Everything from the first line of the data below through the line that contains "number; lines: Line[]" should be written out exactly, please, and nothing more; the pictures stay out.

■ **DATASET SECTION**
┌──

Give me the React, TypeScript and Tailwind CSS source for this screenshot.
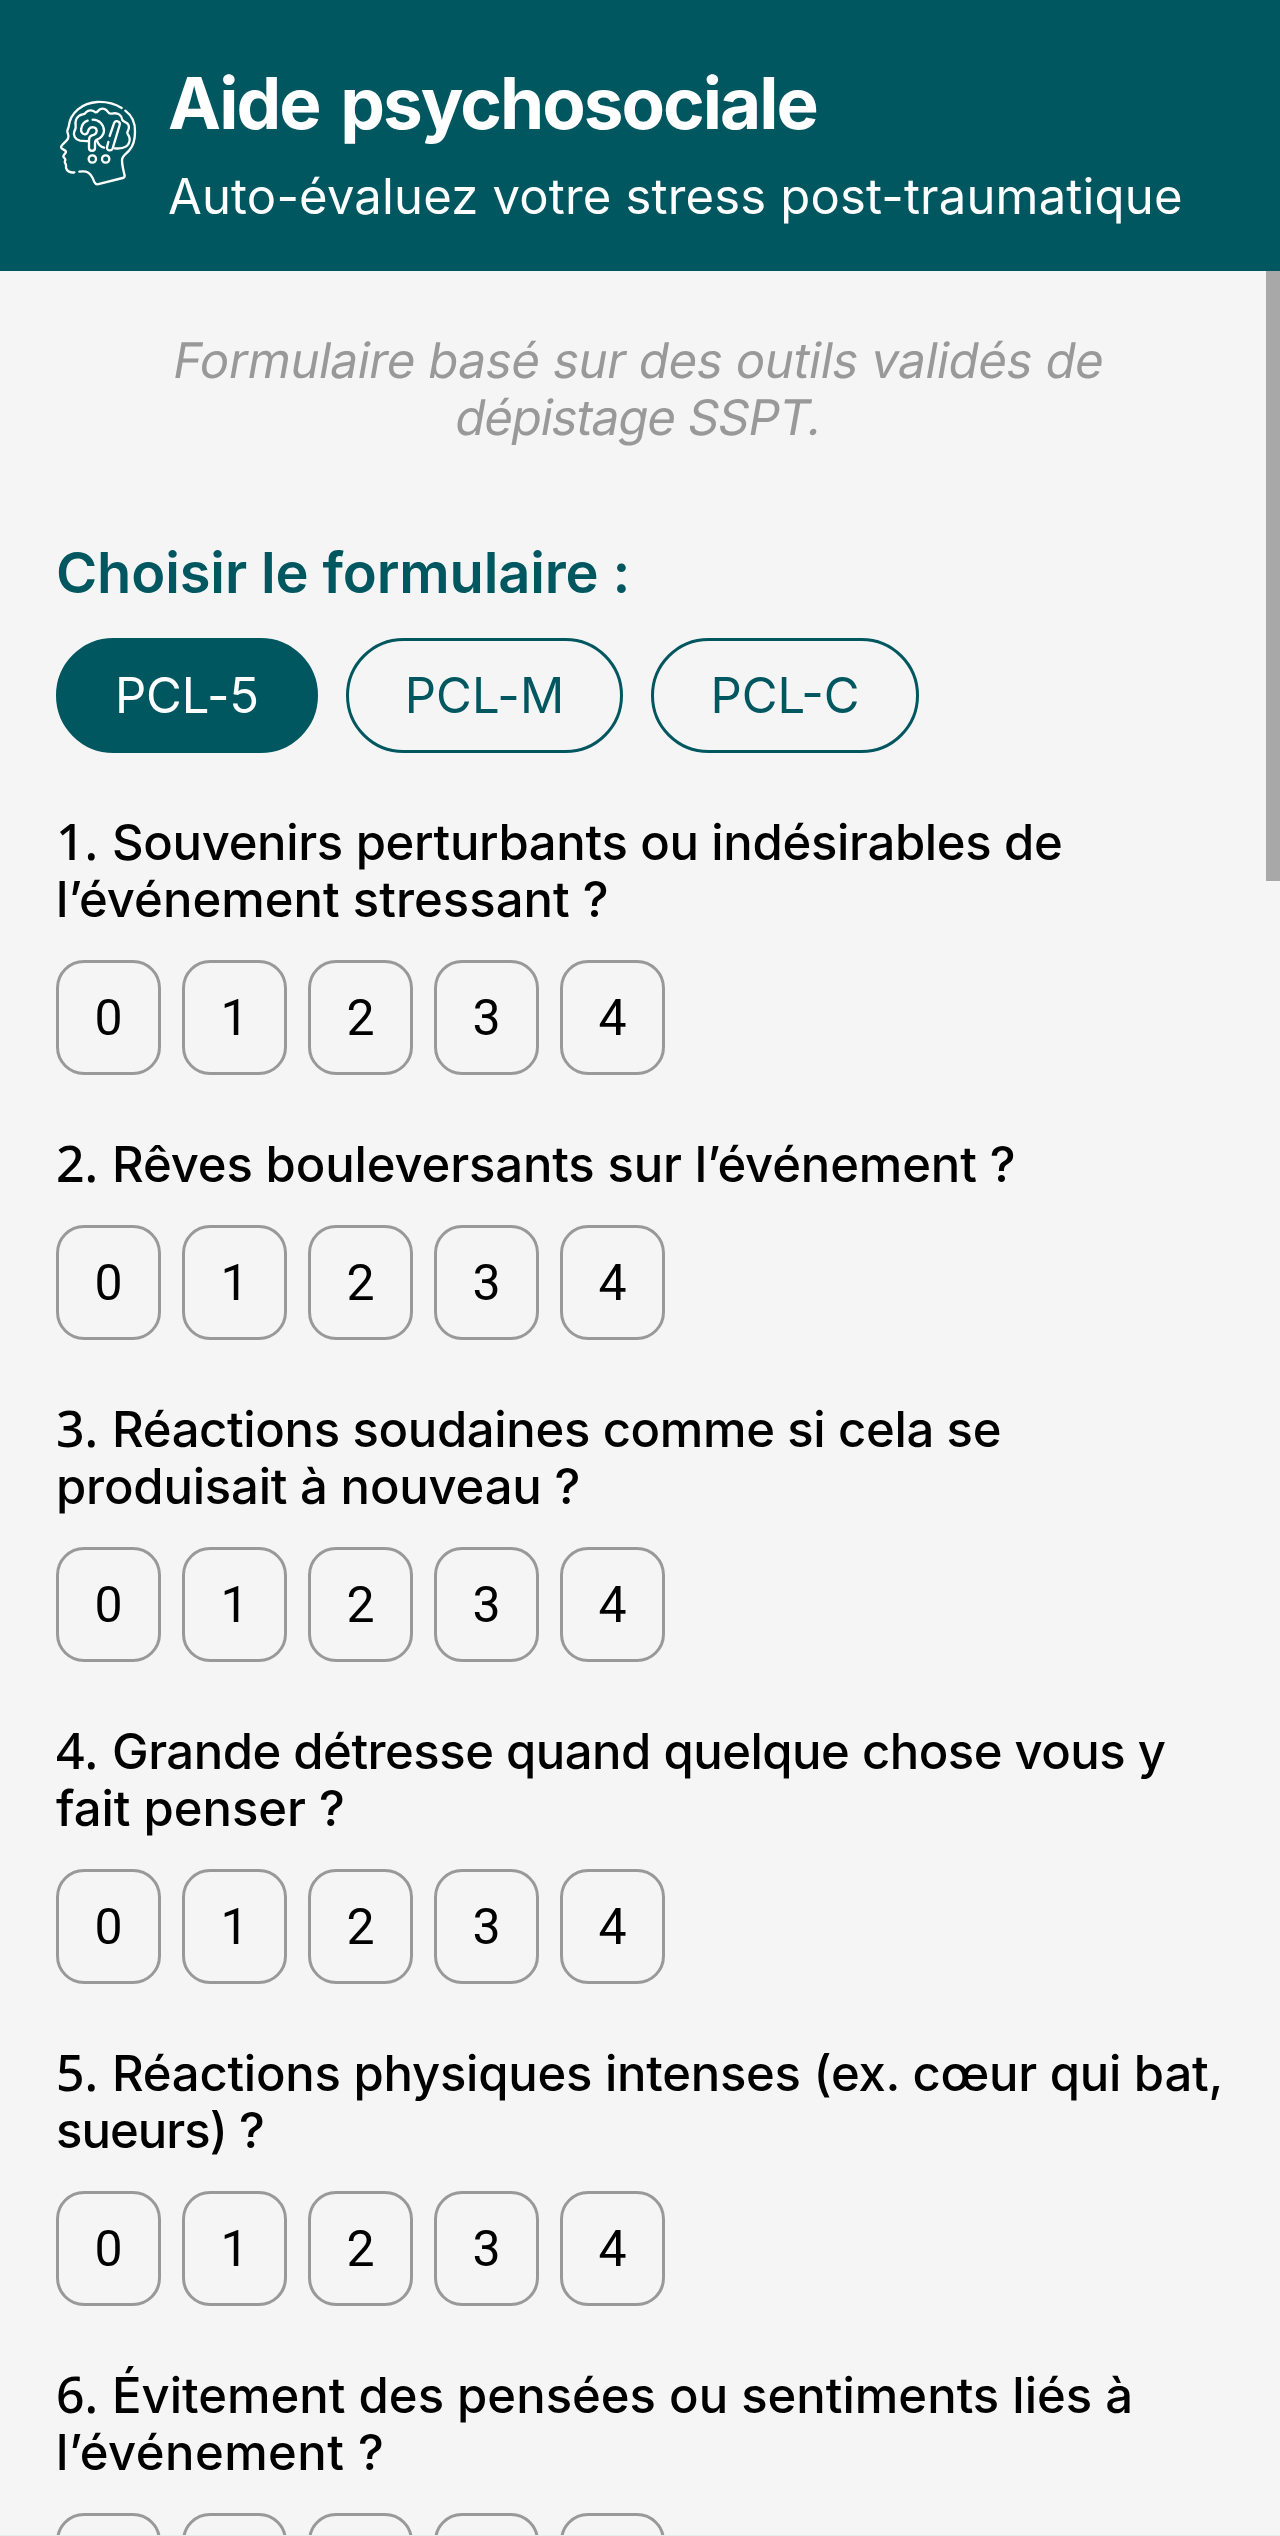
type Line = { text: string; tracking: string };
type Question = { id: number; lines: Line[] };

const questions: Question[] = [
  {
    id: 1,
    lines: [
      { text: "Souvenirs perturbants ou indésirables de", tracking: "tracking-[-0.33px]" },
      { text: "l’événement stressant ?", tracking: "tracking-[0.03px]" },
    ],
  },
  {
    id: 2,
    lines: [{ text: "Rêves bouleversants sur l’événement ?", tracking: "tracking-[-0.14px]" }],
  },
  {
    id: 3,
    lines: [
      { text: "Réactions soudaines comme si cela se", tracking: "tracking-[-0.35px]" },
      { text: "produisait à nouveau ?", tracking: "tracking-[-0.2px]" },
    ],
  },
  {
    id: 4,
    lines: [
      { text: "Grande détresse quand quelque chose vous y", tracking: "tracking-[-0.5px]" },
      { text: "fait penser ?", tracking: "tracking-[-0.03px]" },
    ],
  },
  {
    id: 5,
    lines: [
      { text: "Réactions physiques intenses (ex. cœur qui bat,", tracking: "tracking-[-0.25px]" },
      { text: "sueurs) ?", tracking: "tracking-[-0.95px]" },
    ],
  },
  {
    id: 6,
    lines: [
      { text: "Évitement des pensées ou sentiments liés à", tracking: "tracking-[0px]" },
      { text: "l’événement ?", tracking: "tracking-[0.45px]" },
    ],
  },
];

const forms = [
  { label: "PCL-5", look: "w-[262px] bg-[#005760] text-white tracking-[-0.1px]" },
  { label: "PCL-M", look: "w-[277px] text-[#005760] tracking-[0.1px]" },
  { label: "PCL-C", look: "w-[268px] text-[#005760] tracking-[0px]" },
];

function HeadIcon() {
  return (
    <svg
      viewBox="0 0 360 360"
      className="mt-[19px] h-[120px] w-[120px] shrink-0"
      fill="none"
      stroke="white"
      strokeWidth="7"
      strokeLinecap="round"
      strokeLinejoin="round"
    >
      {/* face and skull */}
      <path d="M245 84 C222 70 195 65 172 66 C128 68 90 98 86 140 C85 146 81 150 82 156 C84 162 88 168 84 176 C78 186 64 194 63 201 C63 208 76 209 78 215 C78 220 70 224 70 229 C70 233 76 235 76 239 C76 243 73 245 75 249 C80 253 78 257 78 263 C80 274 92 279 103 277" />
      <path d="M256 92 C277 108 286 130 285 155 C285 180 279 198 268 211 C259 222 247 227 246 240 C246 256 250 270 254 287 C254 291 252 293 248 294 L172 313 C167 313 165 310 163 306 C158 292 150 278 138 275 C131 274 125 274 118 275" />
      {/* brain */}
      <path d="M147 183 C136 184 128 183 120 182 C106 179 98 166 103 154 C105 149 108 146 107 140 C104 120 112 106 128 103 C134 103 136 100 138 97 C146 88 160 90 166 97 C172 98 174 92 180 88 C190 83 200 88 204 96 C208 104 214 101 220 100 C234 98 246 106 247 120 C250 127 262 124 266 136 C270 148 262 152 262 158 C262 164 268 166 269 176 C270 198 252 208 224 205" />
      <path d="M158 119 C178 119 192 134 192 153 C192 166 180 176 171 179 C166 181 165 184 165 190 L165 204 C165 215 147 215 147 204 L147 180 C147 172 150 168 156 166 C164 164 170 160 170 152 C170 141 154 138 147 147 C143 153 145 164 134 163 C125 162 122 154 124 145 C126 132 134 125 143 122" />
      <path d="M172 184 C175 194 182 200 192 203" />
      {/* tilted bar */}
      <path d="M209 168 L222 130 C226 119 242 123 239 135 L218 205 C214 215 199 212 201 202 L205 186" />
      <circle cx="157" cy="237" r="11" />
      <circle cx="197" cy="237" r="11" />
    </svg>
  );
}

function Options({ labelled }: { labelled: boolean }) {
  return (
    <div className="mt-8 flex gap-[21px]">
      {[0, 1, 2, 3, 4].map((n) => (
        <button
          key={n}
          className="flex h-[115px] w-[105px] shrink-0 items-center justify-center rounded-[28px] border-3 border-[#999999] pt-px font-['Roboto',sans-serif] text-[50px] leading-[57px]"
        >
          {labelled && n}
        </button>
      ))}
    </div>
  );
}

export default function App() {
  return (
    <div className="relative h-[2536px] w-[1280px] overflow-hidden bg-[#f5f5f5] font-['Inter',sans-serif] text-[49px] leading-[57px] text-black">
      <header className="flex h-[271px] items-start gap-2 bg-[#005760] pt-[61px] pl-10 whitespace-nowrap text-white">
        <HeadIcon />
        <div>
          <h1 className="-mt-px text-[71px] leading-[86px] font-bold tracking-[-2px] [word-spacing:6px]">
            Aide psychosociale
          </h1>
          <p className="mt-[22px] tracking-[0.17px]">Auto-évaluez votre stress post-traumatique</p>
        </div>
      </header>

      <main className="px-14 pt-[61px] whitespace-nowrap">
        <p className="flex flex-col items-center pr-2 text-[#999999]">
          <span className="origin-[0_80%] -skew-x-10 tracking-[-0.32px]">Formulaire basé sur des outils validés de</span>
          <span className="origin-[0_80%] -skew-x-10 tracking-[-1px]">dépistage SSPT.</span>
        </p>

        <h2 className="mt-[93px] text-[56px] leading-[68px] font-semibold tracking-[-0.14px] text-[#005760]">
          Choisir le formulaire :
        </h2>
        <div className="mt-[31px] flex gap-7">
          {forms.map((f) => (
            <button
              key={f.label}
              className={`flex h-[115px] items-center justify-center rounded-full border-3 border-[#005760] ${f.look}`}
            >
              {f.label}
            </button>
          ))}
        </div>

        {questions.map((q) => (
          <section key={q.id} className="mt-[61px]">
            {q.lines.map((line, i) => (
              <p key={line.text} className={`flex h-[57px] items-baseline font-medium ${line.tracking}`}>
                {i === 0 && (
                  <span className="w-[56px] shrink-0 font-['Noto_Sans',sans-serif] text-[50px] leading-[52px] tracking-normal">
                    {q.id}.
                  </span>
                )}
                <span>{line.text}</span>
              </p>
            ))}
            <Options labelled={q.id < 6} />
          </section>
        ))}
      </main>

      <div className="absolute top-[271px] right-0 h-[610px] w-[14px] bg-[#a8a8a8]" />
      <div className="absolute bottom-0 left-0 h-px w-full bg-[#e6eeec]" />
    </div>
  );
}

└──

■ **THE ANSWER**
Give me the React, TypeScript and Tailwind CSS source for this screenshot.
type Line = { text: string; tracking: string };
type Question = { id: number; lines: Line[] };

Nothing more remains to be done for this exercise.